(begin)

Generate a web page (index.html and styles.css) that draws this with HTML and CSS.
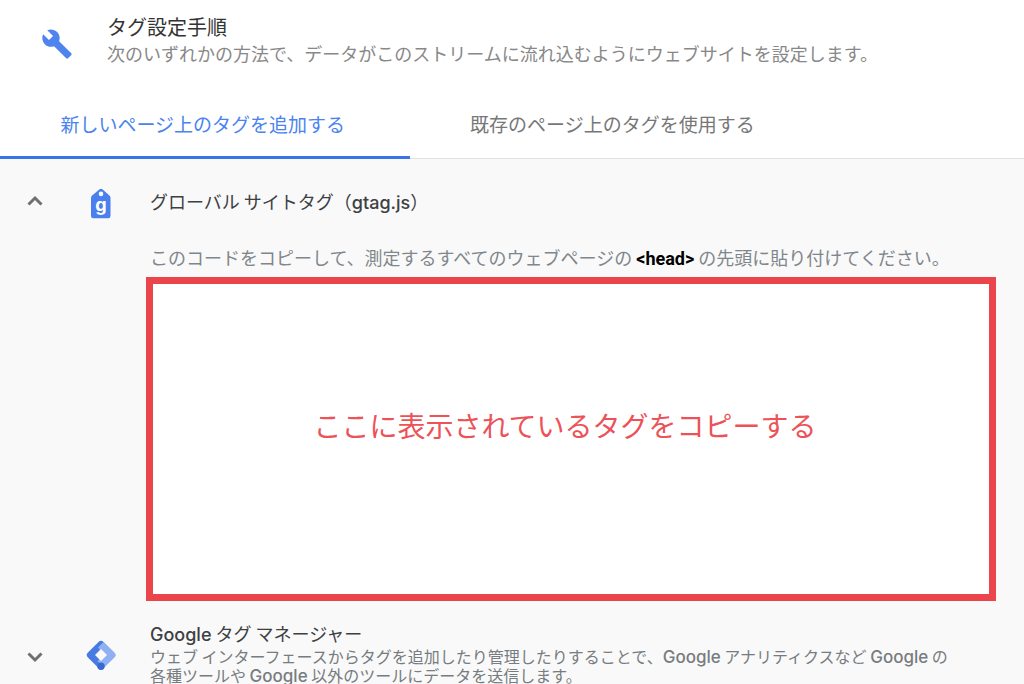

(end)
(begin)

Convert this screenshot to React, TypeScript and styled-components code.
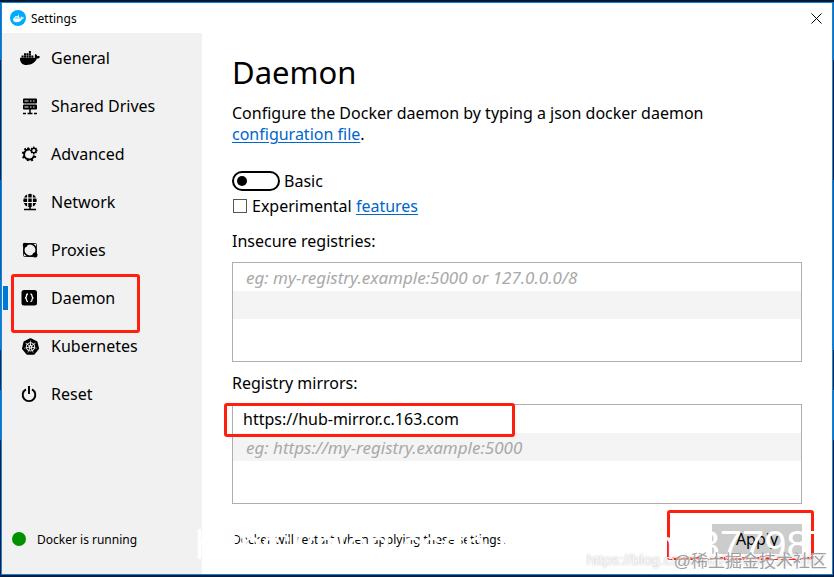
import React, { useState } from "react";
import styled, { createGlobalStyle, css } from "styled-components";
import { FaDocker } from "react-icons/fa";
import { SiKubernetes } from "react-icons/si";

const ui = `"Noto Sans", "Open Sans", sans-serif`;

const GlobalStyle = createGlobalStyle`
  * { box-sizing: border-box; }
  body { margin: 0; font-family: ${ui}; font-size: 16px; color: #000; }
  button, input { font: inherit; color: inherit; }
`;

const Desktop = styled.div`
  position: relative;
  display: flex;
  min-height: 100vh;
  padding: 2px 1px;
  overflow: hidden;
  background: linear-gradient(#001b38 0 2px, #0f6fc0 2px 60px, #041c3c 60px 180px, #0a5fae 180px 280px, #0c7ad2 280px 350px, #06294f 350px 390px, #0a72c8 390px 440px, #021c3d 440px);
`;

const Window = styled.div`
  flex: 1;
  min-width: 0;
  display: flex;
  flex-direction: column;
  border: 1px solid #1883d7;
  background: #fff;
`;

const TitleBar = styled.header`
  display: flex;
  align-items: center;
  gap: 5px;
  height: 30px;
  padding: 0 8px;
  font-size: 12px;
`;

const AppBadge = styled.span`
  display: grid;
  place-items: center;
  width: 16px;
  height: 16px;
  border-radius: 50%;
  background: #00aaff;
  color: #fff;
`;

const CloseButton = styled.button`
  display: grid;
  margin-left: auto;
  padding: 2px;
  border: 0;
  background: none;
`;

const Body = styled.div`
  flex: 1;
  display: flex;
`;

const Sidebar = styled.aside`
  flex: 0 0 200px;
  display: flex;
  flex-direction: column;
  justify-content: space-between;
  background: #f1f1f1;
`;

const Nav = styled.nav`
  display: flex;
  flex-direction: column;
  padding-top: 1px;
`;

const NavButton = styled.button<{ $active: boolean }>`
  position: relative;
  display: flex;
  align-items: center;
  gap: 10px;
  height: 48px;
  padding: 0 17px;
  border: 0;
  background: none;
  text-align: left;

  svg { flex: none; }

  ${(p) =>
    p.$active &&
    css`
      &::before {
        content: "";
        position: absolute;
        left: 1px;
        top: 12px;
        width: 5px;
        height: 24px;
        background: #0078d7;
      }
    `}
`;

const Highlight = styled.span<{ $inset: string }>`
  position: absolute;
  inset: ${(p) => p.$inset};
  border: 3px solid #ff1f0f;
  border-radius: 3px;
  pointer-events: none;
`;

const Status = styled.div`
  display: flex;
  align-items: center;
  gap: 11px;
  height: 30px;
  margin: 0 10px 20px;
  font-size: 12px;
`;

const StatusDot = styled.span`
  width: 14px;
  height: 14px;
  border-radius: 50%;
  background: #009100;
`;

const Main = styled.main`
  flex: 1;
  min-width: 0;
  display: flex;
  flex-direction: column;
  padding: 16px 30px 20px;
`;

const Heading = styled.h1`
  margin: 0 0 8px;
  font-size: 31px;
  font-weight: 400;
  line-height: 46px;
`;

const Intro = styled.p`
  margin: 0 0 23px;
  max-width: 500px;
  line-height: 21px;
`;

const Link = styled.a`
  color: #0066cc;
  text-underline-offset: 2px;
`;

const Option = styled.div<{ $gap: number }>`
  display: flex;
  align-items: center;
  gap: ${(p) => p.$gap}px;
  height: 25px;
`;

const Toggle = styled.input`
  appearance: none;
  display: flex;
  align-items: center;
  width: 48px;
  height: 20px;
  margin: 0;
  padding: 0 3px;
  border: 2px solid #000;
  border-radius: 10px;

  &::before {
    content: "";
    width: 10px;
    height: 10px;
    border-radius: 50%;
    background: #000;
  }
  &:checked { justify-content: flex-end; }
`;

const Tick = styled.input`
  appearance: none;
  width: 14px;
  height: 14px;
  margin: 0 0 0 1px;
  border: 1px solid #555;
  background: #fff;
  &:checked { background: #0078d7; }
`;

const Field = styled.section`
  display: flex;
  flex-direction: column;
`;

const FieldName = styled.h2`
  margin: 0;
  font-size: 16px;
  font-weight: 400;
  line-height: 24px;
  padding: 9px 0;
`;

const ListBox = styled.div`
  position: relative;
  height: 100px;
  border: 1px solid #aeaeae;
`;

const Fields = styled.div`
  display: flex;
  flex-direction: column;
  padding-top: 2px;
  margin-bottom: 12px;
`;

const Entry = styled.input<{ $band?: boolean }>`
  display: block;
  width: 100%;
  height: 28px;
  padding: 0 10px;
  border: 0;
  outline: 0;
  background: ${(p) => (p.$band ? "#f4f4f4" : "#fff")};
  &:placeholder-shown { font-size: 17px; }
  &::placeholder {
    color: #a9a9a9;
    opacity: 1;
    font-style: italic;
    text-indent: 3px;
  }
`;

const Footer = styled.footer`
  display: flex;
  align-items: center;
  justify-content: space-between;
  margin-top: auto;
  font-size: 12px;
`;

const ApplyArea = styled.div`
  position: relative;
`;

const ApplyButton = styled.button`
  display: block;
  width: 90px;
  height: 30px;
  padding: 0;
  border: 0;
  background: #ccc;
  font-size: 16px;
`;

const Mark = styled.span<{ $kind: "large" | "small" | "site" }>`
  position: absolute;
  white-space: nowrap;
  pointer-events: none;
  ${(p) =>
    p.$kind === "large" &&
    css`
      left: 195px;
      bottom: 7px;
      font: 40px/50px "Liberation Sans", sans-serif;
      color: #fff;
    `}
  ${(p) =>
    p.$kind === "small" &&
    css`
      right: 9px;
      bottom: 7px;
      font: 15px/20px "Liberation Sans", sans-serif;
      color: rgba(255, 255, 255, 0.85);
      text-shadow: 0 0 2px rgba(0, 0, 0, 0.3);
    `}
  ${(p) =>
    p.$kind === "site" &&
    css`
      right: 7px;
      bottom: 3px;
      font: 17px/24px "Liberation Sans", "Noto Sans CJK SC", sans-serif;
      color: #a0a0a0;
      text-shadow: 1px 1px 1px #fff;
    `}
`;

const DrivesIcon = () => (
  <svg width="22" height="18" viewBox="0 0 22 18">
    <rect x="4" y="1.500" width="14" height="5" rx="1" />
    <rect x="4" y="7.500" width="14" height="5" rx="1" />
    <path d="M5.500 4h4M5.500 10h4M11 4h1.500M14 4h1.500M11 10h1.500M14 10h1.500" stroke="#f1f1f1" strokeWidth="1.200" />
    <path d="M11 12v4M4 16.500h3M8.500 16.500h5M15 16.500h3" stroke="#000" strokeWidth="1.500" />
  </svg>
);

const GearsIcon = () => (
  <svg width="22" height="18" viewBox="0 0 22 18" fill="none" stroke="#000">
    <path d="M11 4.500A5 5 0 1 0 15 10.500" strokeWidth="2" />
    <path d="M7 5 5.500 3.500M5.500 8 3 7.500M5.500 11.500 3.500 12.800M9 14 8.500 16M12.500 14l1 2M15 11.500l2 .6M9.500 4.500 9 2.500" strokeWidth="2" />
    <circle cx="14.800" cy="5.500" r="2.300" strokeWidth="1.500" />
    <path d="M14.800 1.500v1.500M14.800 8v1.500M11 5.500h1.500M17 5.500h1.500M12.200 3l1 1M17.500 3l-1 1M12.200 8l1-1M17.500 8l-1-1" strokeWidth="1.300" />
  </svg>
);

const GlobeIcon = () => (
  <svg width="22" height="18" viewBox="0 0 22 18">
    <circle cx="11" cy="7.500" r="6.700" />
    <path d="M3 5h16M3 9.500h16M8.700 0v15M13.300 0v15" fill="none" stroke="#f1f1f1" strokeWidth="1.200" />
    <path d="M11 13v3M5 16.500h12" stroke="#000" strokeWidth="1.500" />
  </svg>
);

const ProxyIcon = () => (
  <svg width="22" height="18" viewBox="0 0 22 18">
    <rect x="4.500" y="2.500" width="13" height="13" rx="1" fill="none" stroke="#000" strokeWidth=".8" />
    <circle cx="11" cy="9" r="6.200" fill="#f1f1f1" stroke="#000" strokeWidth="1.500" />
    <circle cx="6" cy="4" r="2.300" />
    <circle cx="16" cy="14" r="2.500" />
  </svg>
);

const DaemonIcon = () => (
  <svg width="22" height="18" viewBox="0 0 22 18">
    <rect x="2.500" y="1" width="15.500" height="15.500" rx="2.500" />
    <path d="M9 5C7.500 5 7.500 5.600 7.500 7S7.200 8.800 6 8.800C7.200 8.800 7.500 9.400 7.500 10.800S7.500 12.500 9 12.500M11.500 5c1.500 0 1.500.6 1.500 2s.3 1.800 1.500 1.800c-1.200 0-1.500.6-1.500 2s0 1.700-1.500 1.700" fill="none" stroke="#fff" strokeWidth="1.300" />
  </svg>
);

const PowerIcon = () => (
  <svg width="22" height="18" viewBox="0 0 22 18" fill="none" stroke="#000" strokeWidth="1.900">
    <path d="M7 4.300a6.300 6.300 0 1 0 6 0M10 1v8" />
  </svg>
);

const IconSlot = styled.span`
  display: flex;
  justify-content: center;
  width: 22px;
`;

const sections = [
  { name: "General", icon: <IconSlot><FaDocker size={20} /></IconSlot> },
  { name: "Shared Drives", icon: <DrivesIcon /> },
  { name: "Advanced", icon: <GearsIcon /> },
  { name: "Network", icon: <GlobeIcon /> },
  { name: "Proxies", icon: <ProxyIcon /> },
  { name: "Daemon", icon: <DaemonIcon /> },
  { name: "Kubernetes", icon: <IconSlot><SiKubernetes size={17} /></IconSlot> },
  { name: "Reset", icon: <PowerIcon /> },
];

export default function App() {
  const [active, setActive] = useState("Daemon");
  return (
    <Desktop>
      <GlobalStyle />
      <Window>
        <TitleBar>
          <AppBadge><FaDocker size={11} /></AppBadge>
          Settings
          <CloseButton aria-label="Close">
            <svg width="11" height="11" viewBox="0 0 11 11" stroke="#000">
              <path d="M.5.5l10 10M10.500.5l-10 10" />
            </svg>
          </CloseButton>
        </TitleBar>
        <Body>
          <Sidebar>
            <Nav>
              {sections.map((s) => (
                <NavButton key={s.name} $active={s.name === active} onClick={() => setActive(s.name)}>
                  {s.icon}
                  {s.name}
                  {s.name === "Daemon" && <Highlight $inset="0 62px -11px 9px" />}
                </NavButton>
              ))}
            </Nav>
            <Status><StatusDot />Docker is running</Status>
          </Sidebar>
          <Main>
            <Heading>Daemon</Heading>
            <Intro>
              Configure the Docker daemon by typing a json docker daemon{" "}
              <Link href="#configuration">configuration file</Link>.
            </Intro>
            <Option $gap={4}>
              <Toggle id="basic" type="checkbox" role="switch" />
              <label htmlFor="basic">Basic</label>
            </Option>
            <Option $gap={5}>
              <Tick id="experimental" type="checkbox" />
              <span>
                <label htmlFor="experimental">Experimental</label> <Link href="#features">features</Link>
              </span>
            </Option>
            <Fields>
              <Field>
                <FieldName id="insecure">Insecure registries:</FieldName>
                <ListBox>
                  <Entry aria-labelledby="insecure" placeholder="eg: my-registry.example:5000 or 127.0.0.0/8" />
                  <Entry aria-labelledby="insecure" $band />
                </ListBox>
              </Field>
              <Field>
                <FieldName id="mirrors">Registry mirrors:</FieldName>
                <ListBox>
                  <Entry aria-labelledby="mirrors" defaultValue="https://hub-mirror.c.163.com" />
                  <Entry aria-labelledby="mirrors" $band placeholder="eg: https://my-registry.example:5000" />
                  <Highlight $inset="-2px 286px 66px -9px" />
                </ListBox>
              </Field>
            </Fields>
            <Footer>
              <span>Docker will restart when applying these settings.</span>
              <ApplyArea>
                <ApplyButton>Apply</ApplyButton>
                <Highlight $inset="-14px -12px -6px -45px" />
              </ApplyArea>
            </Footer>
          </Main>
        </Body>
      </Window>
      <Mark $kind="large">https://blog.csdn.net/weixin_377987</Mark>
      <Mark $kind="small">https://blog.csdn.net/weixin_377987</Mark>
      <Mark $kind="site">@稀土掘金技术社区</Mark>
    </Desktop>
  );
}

(end)

_EXERCISE BRIEF_
Pick out and copy the lines of the entries that hold the string "this".

_EXERCISE OUTPUT_
Generate a web page (index.html and styles.css) that draws this with HTML and CSS.
Convert this screenshot to React, TypeScript and styled-components code.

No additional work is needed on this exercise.